Represented by EIP Legal and Enyo Law, Unwired Planet contended that because they hold a significant portfolio of patents around the world, and because patent licences in this field tend to be global in scope, the appropriate licence should be a worldwide one. Huawei’s case was that it would only take a licence in the UK, and only for those patents which had actually been litigated in the UK and which the court had found to be valid and infringed.

Huawei changed its position shortly before trial to accept that a portfolio licence was appropriate but again only for the UK.  Huawei also argued that Unwired Planet was in breach of their commitment to fair, and reasonable licensing, and in breach of competition law, by seeking a worldwide licence rather than agreeing to a UK-only licence. The effect of a UK-only licence would mean that Unwired Planet would need to bring legal proceedings in each country in which they hold patents in order to obtain compensation from Huawei for the use of their patented technology in those countries.

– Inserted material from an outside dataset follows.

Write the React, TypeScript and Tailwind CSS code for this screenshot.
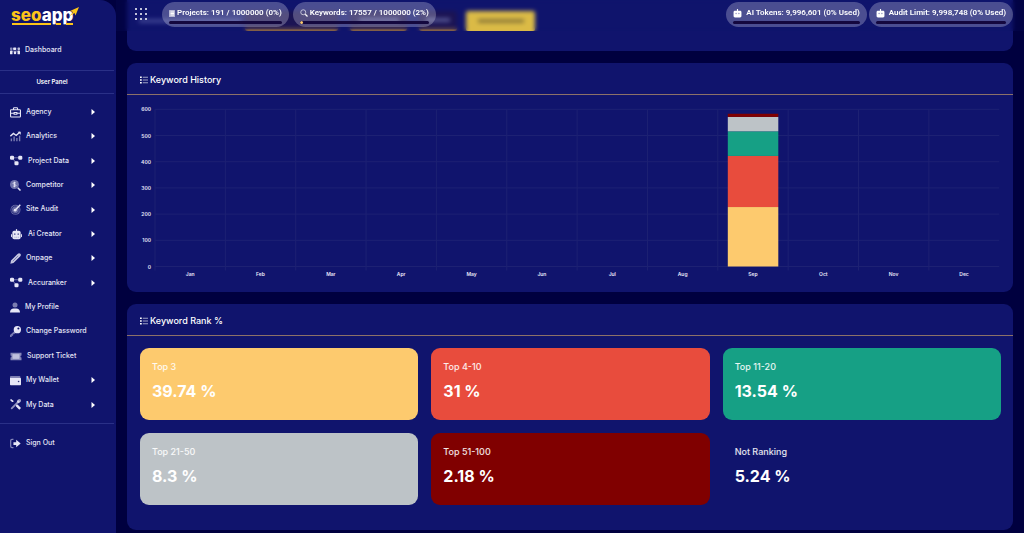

Today’s judgment confirms that there had been no breach of competition law and that Unwired Planet are entitled to licence on a global basis. Because the High Court only has jurisdiction over patents in the UK, the judge, Mr. Justice Birss, cannot force Huawei to agree to a global licence. However, the judge has ruled that if Huawei continues to refuse to enter into a global licence on terms which he has determined are fair and reasonable, then he will issue an injunction preventing further infringements of Unwired Planet’s UK patents.

The terms of that injunction will be determined at a future hearing but it could mean that as a result Huawei will not be able to market their mobile phones in the UK going forward since such phones have to comply with the relevant standards, and complying with such standards requires the use of Unwired Planet’s patented technology.